Moving beyond word lists: towards abstractive topic labels for human-like topics of scientific documents
This work addresses the need for more interpretable topic modeling in scientific document analysis, though it is incremental as it focuses on exploratory improvements rather than a fully operationalized solution.
The paper tackled the problem of generating more human-like topic labels for scientific documents by proposing an approach using abstractive multi-document summarization (MDS) instead of traditional word lists, with a case study showing advantages in evaluation through clustering and summarization measures but identifying challenges like cluster cohesion and factuality.

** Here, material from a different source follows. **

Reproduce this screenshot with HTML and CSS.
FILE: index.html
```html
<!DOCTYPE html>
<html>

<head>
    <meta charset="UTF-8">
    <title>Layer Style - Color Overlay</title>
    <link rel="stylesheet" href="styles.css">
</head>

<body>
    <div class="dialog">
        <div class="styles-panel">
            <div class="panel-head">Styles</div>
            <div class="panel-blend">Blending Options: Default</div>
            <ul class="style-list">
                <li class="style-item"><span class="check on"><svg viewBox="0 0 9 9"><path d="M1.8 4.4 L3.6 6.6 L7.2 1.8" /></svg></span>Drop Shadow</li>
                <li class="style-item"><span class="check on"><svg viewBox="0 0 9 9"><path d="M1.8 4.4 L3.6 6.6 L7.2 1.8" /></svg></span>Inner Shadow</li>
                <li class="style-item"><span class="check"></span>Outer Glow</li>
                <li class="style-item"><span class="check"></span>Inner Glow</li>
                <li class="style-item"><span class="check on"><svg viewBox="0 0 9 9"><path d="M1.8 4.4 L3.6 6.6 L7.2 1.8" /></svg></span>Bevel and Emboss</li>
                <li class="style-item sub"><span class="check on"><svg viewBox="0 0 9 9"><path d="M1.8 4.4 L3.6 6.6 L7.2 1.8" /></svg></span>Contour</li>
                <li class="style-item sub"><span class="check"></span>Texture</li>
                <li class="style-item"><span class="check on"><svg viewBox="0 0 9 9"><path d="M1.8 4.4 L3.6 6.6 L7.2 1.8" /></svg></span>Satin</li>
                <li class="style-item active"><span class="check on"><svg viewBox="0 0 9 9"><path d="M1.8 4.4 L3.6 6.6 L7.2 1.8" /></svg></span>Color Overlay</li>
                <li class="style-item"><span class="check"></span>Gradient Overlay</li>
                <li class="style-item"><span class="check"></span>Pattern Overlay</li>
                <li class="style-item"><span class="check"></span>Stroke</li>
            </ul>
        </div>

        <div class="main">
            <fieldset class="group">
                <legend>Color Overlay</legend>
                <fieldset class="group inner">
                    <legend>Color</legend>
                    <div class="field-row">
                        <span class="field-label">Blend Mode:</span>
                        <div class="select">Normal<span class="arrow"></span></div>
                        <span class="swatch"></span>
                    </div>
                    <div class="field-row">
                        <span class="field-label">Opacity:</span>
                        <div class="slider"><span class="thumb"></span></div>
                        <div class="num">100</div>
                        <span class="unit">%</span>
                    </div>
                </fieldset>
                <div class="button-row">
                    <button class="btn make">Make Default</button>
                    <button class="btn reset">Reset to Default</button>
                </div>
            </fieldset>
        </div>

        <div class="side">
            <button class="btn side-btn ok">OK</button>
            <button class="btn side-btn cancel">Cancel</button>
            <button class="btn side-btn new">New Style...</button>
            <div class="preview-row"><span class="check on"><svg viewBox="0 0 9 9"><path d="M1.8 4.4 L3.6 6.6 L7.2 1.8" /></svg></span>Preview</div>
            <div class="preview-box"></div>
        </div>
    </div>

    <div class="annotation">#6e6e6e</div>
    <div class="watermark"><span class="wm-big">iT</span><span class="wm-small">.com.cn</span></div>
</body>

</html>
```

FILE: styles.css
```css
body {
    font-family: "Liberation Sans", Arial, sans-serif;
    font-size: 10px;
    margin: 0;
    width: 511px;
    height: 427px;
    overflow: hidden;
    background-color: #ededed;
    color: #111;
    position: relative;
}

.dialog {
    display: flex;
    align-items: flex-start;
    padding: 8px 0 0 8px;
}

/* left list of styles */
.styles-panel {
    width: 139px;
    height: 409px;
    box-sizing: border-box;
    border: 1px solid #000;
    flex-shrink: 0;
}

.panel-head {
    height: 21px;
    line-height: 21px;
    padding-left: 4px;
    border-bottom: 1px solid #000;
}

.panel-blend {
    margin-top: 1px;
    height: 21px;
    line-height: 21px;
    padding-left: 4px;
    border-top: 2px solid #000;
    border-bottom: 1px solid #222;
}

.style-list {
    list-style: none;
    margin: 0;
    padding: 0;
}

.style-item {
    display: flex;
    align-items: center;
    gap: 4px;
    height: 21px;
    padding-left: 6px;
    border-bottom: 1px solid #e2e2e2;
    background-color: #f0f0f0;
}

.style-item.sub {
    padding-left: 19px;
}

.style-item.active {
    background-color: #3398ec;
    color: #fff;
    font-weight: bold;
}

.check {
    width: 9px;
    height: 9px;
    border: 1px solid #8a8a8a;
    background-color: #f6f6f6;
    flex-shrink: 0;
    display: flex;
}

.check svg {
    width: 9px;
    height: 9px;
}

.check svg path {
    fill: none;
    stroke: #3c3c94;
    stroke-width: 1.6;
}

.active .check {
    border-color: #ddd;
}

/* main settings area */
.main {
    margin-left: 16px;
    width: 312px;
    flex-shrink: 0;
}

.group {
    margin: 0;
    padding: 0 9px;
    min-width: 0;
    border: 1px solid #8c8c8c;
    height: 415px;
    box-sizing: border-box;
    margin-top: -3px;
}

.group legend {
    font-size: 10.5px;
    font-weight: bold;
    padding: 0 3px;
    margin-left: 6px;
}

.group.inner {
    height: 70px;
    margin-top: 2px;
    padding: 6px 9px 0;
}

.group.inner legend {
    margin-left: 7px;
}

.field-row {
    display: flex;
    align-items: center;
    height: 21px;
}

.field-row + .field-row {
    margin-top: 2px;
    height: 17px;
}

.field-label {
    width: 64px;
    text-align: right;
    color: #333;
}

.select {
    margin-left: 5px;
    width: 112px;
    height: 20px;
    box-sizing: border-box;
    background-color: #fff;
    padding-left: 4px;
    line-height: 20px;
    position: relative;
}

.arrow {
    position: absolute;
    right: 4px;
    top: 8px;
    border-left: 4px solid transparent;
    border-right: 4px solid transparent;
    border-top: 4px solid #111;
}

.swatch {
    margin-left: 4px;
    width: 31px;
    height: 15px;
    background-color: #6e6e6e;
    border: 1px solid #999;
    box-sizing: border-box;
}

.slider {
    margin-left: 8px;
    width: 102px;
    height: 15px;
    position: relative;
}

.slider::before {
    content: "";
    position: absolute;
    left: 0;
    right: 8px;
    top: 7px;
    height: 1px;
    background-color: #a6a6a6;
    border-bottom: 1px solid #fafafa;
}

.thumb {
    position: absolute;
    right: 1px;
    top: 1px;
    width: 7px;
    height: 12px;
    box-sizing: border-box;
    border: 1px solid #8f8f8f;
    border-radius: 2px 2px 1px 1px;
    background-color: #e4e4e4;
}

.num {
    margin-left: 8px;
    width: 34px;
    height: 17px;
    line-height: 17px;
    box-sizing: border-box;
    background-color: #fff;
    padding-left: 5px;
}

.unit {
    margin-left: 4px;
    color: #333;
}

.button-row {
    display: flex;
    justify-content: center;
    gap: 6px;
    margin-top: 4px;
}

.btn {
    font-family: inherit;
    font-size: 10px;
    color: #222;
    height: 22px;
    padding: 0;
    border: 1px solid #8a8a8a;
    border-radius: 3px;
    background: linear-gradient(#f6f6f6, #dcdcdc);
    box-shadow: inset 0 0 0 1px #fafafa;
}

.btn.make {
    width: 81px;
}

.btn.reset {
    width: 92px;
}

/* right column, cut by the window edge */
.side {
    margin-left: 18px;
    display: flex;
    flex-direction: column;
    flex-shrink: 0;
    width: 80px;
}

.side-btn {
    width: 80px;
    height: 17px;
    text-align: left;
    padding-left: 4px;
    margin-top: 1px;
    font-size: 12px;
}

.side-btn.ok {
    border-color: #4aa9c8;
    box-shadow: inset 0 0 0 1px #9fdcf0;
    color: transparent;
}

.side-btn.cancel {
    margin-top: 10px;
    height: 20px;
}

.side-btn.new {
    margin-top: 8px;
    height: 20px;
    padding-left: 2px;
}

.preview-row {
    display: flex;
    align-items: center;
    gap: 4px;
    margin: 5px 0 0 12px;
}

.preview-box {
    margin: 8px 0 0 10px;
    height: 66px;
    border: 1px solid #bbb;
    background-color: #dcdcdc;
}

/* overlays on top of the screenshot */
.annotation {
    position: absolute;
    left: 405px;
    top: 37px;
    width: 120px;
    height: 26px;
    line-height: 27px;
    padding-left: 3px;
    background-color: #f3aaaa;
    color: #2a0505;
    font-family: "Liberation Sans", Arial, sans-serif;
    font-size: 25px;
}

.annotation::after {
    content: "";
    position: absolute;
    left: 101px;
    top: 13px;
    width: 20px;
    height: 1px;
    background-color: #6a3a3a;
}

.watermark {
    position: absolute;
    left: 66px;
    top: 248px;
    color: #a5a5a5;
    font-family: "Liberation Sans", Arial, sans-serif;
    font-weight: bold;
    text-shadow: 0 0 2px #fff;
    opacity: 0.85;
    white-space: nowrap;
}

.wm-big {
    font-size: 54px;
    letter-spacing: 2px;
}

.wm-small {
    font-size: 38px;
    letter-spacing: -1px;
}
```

Topic models represent groups of documents as a list of words (the topic labels). This work asks whether an alternative approach to topic labeling can be developed that is closer to a natural language description of a topic than a word list. To this end, we present an approach to generating human-like topic labels using abstractive multi-document summarization (MDS). We investigate our approach with an exploratory case study. We model topics in citation sentences in order to understand what further research needs to be done to fully operationalize MDS for topic labeling. Our case study shows that in addition to more human-like topics there are additional advantages to evaluation by using clustering and summarization measures instead of topic model measures. However, we find that there are several developments needed before we can design a well-powered study to evaluate MDS for topic modeling fully. Namely, improving cluster cohesion, improving the factuality and faithfulness of MDS, and increasing the number of documents that might be supported by MDS. We present a number of ideas on how these can be tackled and conclude with some thoughts on how topic modeling can also be used to improve MDS in general.